By midlandsmovies, Mar 13 2018 09:29PM
Mom and Dad (2018) Dir.Brian Taylor
About two-thirds of the way in to Mom and Dad I thought to myself, “Hey, this is on a level of ridiculousness I haven’t seen in a long time...probably since Crank”. Imagine my surprise that Mom and Dad writer/director Brian Taylor is one half of the directing duo who brought us not only Crank 1 and 2 but Ghost Rider: Spirit of Vengeance.
Bringing back Nic Cage from the latter, this film twists the traditional zombie narrative by showing the traditional family as a unit of killers and victims. In this case, static on the radio and television is turning parents into killers of their own kids. The director's visceral visuals pop from the screen from the outset with a strange 70s-style grindhouse intro sequence and the weirdly kinetic stylistic choices continue throughout.
The film begins as a soap opera with the usual family dynamics about school and disapproving parents upset about boyfriend choices and homework. However what begins as a set of mundane routines soon moves into unsettling sequences as the static “infects” parents who attempt to maim and murder their young ones.
Cage mixes his “family man” persona with his legendary “full-on Cage” mode and the fact an audience can tell he is in on the joke makes his OTT performance twisted yet funny.
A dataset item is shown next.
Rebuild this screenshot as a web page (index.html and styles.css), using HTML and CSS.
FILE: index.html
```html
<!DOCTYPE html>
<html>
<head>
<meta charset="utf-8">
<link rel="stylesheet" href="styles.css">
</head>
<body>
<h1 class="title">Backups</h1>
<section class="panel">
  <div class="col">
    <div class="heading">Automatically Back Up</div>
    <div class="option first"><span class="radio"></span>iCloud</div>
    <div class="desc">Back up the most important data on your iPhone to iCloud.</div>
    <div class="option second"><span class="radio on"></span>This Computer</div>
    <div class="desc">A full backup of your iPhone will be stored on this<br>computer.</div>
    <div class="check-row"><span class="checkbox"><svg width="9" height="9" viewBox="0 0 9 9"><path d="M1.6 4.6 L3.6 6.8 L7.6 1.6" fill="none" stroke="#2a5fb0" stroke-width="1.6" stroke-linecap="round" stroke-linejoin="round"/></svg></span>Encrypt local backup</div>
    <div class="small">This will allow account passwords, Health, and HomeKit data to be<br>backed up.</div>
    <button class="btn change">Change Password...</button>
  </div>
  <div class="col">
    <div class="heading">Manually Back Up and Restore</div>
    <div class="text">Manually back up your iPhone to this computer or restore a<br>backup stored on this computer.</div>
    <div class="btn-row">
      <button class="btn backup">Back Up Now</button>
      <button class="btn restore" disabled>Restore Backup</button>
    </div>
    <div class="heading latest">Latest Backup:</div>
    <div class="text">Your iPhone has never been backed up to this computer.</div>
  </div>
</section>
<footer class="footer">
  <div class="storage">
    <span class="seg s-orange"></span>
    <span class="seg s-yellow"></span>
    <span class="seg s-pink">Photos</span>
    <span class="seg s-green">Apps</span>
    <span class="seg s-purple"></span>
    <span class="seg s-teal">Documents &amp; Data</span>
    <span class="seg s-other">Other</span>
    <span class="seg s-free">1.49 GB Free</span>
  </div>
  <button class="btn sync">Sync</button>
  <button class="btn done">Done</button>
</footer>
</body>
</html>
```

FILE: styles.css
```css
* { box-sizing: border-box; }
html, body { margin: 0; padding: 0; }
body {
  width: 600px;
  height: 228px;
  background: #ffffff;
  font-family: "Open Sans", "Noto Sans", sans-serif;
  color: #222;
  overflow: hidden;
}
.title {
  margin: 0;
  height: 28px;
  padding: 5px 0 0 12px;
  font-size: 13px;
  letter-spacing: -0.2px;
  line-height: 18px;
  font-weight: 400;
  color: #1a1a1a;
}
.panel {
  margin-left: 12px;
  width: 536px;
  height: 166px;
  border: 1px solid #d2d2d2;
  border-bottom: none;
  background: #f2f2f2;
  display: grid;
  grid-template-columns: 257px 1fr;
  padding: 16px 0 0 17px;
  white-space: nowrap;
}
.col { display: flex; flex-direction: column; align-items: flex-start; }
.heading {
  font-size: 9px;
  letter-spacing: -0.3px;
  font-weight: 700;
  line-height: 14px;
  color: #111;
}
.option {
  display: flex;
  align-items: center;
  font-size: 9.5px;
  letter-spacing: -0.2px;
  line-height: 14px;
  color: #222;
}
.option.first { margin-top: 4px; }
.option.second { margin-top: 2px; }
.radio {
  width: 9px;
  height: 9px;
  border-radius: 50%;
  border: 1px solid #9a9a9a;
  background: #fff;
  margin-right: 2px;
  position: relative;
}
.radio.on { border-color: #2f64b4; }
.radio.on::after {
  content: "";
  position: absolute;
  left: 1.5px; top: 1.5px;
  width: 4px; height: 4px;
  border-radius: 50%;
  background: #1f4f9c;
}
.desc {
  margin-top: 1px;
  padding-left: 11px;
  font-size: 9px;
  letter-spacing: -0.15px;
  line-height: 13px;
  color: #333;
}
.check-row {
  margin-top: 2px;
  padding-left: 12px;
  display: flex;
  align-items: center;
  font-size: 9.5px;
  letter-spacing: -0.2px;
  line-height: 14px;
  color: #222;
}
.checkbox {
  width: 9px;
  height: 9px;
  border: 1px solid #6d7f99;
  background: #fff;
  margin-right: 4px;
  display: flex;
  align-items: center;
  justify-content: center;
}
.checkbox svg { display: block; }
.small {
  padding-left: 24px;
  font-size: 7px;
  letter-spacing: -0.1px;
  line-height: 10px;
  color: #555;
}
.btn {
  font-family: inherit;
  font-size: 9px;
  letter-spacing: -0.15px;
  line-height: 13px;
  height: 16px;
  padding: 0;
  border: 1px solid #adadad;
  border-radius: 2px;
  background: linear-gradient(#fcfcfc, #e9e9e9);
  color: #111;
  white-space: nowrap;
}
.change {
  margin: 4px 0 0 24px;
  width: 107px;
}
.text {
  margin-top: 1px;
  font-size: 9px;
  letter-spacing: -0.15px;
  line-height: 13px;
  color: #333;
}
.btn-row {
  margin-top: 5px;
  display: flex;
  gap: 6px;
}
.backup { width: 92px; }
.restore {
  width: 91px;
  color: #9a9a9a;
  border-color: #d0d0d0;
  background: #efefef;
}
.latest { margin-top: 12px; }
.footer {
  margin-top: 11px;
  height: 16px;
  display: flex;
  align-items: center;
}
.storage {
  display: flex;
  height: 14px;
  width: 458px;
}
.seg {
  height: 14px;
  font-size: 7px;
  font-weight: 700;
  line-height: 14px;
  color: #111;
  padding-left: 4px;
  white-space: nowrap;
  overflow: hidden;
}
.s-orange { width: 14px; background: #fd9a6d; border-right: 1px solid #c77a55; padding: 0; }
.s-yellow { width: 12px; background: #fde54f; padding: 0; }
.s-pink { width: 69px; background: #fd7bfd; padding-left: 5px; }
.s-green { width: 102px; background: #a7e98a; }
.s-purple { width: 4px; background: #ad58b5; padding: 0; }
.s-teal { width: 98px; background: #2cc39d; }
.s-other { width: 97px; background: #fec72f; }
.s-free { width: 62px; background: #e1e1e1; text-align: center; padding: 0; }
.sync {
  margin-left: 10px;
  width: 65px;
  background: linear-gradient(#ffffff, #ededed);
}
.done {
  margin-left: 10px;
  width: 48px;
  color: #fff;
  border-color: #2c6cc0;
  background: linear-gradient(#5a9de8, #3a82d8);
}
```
An impressive Selma Blair does more with her mother character who moves subtly from caring guardian to an evil-doer who even attempts to harm a newborn in a hospital.
I’ve mentioned many times I’m not the biggest zombie film fan which is its biggest hurdle it has to overcome. However, there’s slightly more going on here as the parents talk to each other thus giving us their viewpoint – although Cage mostly just shouts uncontrollably. Morbid humour can be found as the parents bond over how best to kill their children and an impressively constructed scene sees Cage and Blair attempt to gas their children (Anne Winters as Carly Ryan & Zackary Arthur as Josh Ryan) out of a locked basement. But their wily offspring have an explosive surprise in a sequence that is thrilling and comical.
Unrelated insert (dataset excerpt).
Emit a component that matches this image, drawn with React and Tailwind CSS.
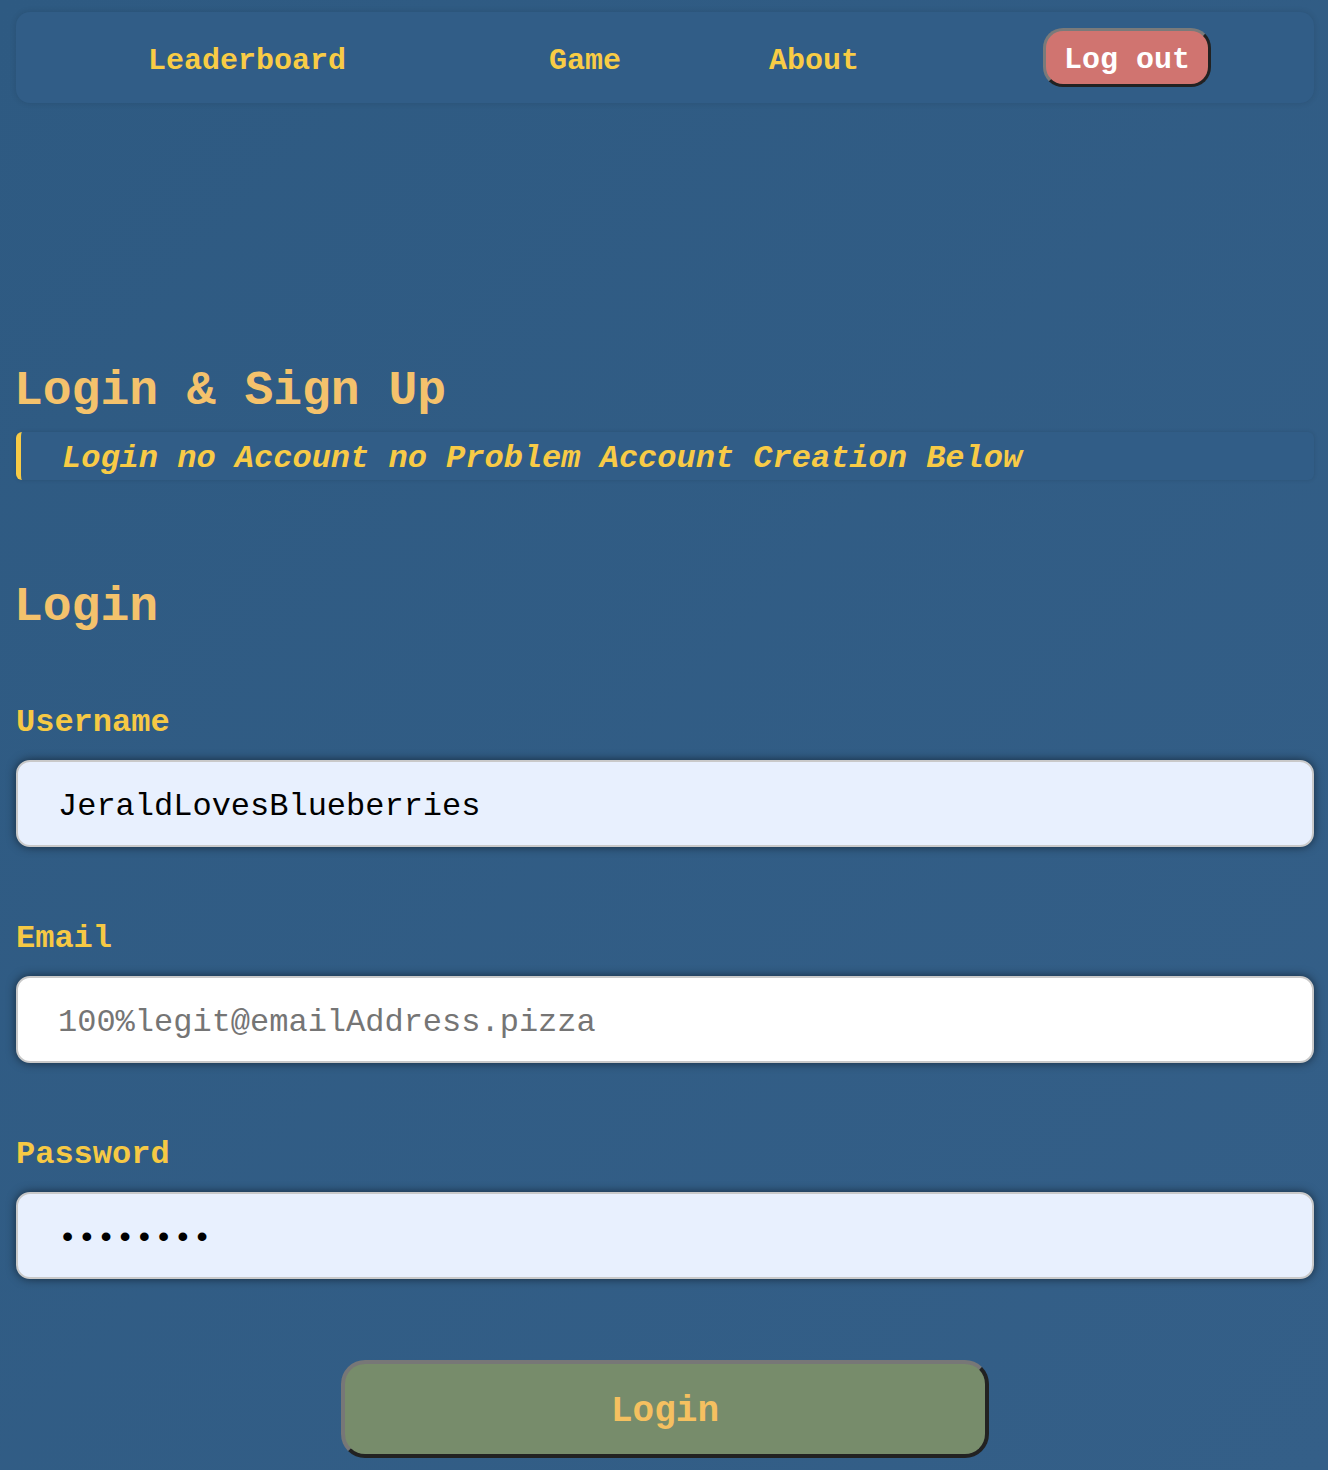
import React from 'react';

const mono = { fontFamily: '"Liberation Mono", "Courier New", monospace' };

const NavLink = ({ label, className = '' }) => (
  <a href="#" className={`block pt-[6px] text-[30px] leading-[36px] font-bold text-[#f8cc45] ${className}`}>
    {label}
  </a>
);

const Field = ({ label, type = 'text', value, placeholder, filled, top }) => (
  <div className={top}>
    <label className="block text-[32px] leading-[40px] font-bold text-[#f6c944]">{label}</label>
    <input
      type={type}
      readOnly
      value={value}
      placeholder={placeholder}
      className={`mt-[17px] block w-full h-[87px] rounded-[14px] border-2 border-[#c9c9c9] pl-[40px] pr-4 pt-[6px] text-[32px] text-black placeholder:text-[#757575] outline-none shadow-[0_0_10px_rgba(0,0,0,0.55)] ${filled ? 'bg-[#e8f0fe]' : 'bg-white'}`}
      style={mono}
    />
  </div>
);

export default function App() {
  return (
    <div
      className="min-h-[1470px] bg-gradient-to-br from-[#2e5a82] to-[#345f88] pl-4 pr-[14px] pt-3 pb-3"
      style={mono}
    >
      <nav className="flex items-center h-[91px] rounded-[14px] bg-[#315d87] shadow-[0_0_6px_rgba(0,0,0,0.12)] pl-[132px]">
        <NavLink label="Leaderboard" />
        <NavLink label="Game" className="ml-[203px]" />
        <NavLink label="About" className="ml-[148px]" />
        <button className="ml-[184px] h-[59px] px-[18px] pt-[5px] rounded-[20px] bg-[#d07470] border-[3px] border-t-[#7a7a7a] border-l-[#7a7a7a] border-r-[#222] border-b-[#222] text-[30px] leading-[36px] font-bold text-white">
          Log out
        </button>
      </nav>

      <h1 className="mt-[260px] -ml-[2px] text-[48px] leading-[56px] font-bold text-[#f4c26c]">
        Login &amp; Sign Up
      </h1>
      <div className="mt-[13px] flex items-center h-[48px] pt-[6px] rounded-[6px] border-l-[5px] border-[#f8cb46] bg-[#315d87] shadow-[0_0_4px_rgba(0,0,0,0.12)] pl-[41px]">
        <p className="text-[32px] leading-[40px] font-bold italic text-[#f8cb46]">
          Login no Account no Problem Account Creation Below
        </p>
      </div>

      <h2 className="mt-[99px] -ml-[2px] text-[48px] leading-[56px] font-bold text-[#f4c26c]">Login</h2>

      <form>
        <Field top="mt-[68px]" label="Username" value="JeraldLovesBlueberries" filled />
        <Field top="mt-[72px]" label="Email" placeholder="100%legit@emailAddress.pizza" />
        <Field top="mt-[72px]" label="Password" type="password" value="12345678" filled />

        <div className="mt-[81px] flex justify-center">
          <button
            type="button"
            className="w-[648px] h-[98px] pt-[6px] rounded-[24px] bg-[#778c6b] border-4 border-t-[#777] border-l-[#777] border-r-[#222] border-b-[#222] text-[36px] font-bold text-[#f5c060]"
          >
            Login
          </button>
        </div>
      </form>
    </div>
  );
}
The music is clearly an intended choice to connect with a young (and knowing) audience as we get Bill $aber’s I Know that You Pussies Don’t Want It alongside punk band Reagan Youth and a twisted use of Roxette’s It Must Have Been Love.
Mom and Dad gleefully says “this is me, I’m here, and this is what I want to do” and does so with reckless abandon although one’s enjoyment is related to what extent you go along with its ideas and ignore its many structural flaws and lack of depth. From Nic Cage barking like a dog and hollering like a coyote to a fun cameo from Lance Henrikson, the film is ultimately nonsense. And it fails the most when it attempts to go beyond its b-movie roots with a somewhat superficial commentary on parenting, children and the stress of family life.
In the end, not without its chilling charms, whatever message Mom and Dad is trying to say, it gets overshadowed and lost against its style and silly theatrics. Beyond its Friday-night frills, it is a muddled mess that may prove too berserk for most audiences.